Washington — Attorneys General from over a dozen states asked for curbs on the proposed Sirius XM merger, if not its rejection, in a meeting with Commissioner Deborah Taylor Tate of the Federal Communications Commission (FCC).

Even as the FCC is expected to close its deliberation on the merger this month, two attorneys general, Robert Cooper of Tennessee and Richard Blumenthal of Connecticut, along with staff members from attorneys general offices of 14 states — Connecticut, Iowa, Kansas, Louisiana, Maryland, Mississippi, Missouri, Nebraska, Ohio, Oklahoma, Rhode Island, Tennessee, Washington and Wisconsin — held a teleconference with FCC Commissioner Tate to ask for stipulations on the proposed merger, with some supporting its outright rejection.
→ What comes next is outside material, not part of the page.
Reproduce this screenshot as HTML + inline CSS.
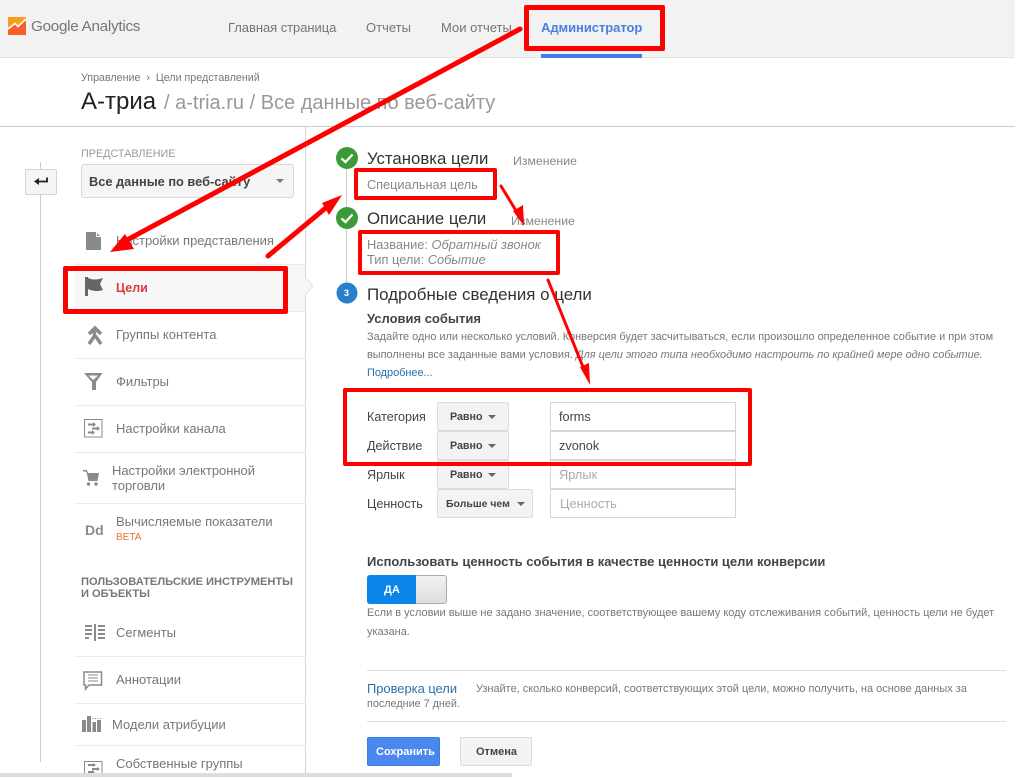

At least one analyst Commissioner’s Tate vote as critical for merger approval because of the particular republican/democrat split of the five Commissioner body in whose hands, the merger rests.

The attorneys general asked Tate to require that Sirius and XM lease at least 20 percent of their spectrum to a third party to foster competition in satellite radio programming. They further asked that interoperable radios that allow access to either XM or Sirius services, become commercially available quickly and that the intellectual property to produce satellite radios be made available to any supplier.

Sirius and XM have already promised the FCC that interoperable radios would be available in a year and that the merged company would allow open sourced radios.